Wie geht es weiter mit BioApply? Wo sehen Sie die Unternehmung in fünf Jahren?
2015 war ein sehr gutes Jahr für uns: Wir sind stark gewachsen und konnten den Umsatz verdoppeln. Das liegt daran, dass wir eine starke Marke auf einem Markt sind, der inzwischen kein Nischenmarkt mehr ist. In ganz Europa gibt es Verbote für Plastikmüll und Initiativen für Kompost; ab 2017 etwa werden in Frankreich nur noch kompostierbare Verpackungen für Obst und Gemüse erlaubt sein.

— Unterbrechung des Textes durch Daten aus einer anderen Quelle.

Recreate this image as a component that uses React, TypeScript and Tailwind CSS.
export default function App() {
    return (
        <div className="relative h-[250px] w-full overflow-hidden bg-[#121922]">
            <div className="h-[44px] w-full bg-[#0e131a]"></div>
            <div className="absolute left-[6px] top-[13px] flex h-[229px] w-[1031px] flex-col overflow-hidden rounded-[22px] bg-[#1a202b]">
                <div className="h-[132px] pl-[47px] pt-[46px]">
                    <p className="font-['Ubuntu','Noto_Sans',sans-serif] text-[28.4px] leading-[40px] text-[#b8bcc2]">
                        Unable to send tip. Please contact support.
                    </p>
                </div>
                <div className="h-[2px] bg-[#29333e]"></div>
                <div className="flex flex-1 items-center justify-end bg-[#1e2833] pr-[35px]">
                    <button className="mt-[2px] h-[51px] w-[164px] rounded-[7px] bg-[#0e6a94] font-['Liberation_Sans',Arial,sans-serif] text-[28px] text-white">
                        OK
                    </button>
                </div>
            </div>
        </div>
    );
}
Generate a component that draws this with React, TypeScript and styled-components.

Dementsprechend erwarten wir auch in den nächsten Jahren ein vergleichbar starkes Wachstum. Das wiederum bedeutet, dass wir uns von der typischen Start-up-Struktur mehr zu einer KMU-Struktur hinbewegen müssen; mit der Zeit nicht mehr nur Praktikanten, sonders auch Senior Manager einstellen. Wir sind aktuell auf dem Weg, unsere Struktur dahingehend zu stärken – damit wir uns nicht nur in der Schweiz durchsetzen, sondern auch die Internationalisierung schaffen. Das ist eine grosse Challenge.

Was würden Sie ihrem 20-jährigen Ich mit auf den Weg geben?
Da ich an meinem Weg und meinen Entscheidungen rückblickend nichts ändern würde, wäre mein Rat, nie aufzugeben und immer an einem Projekt dranzubleiben, solang man daran glaubt – auch wenn sich in den Glauben manchmal Zweifel mischen. Die Geduld lohnt sich!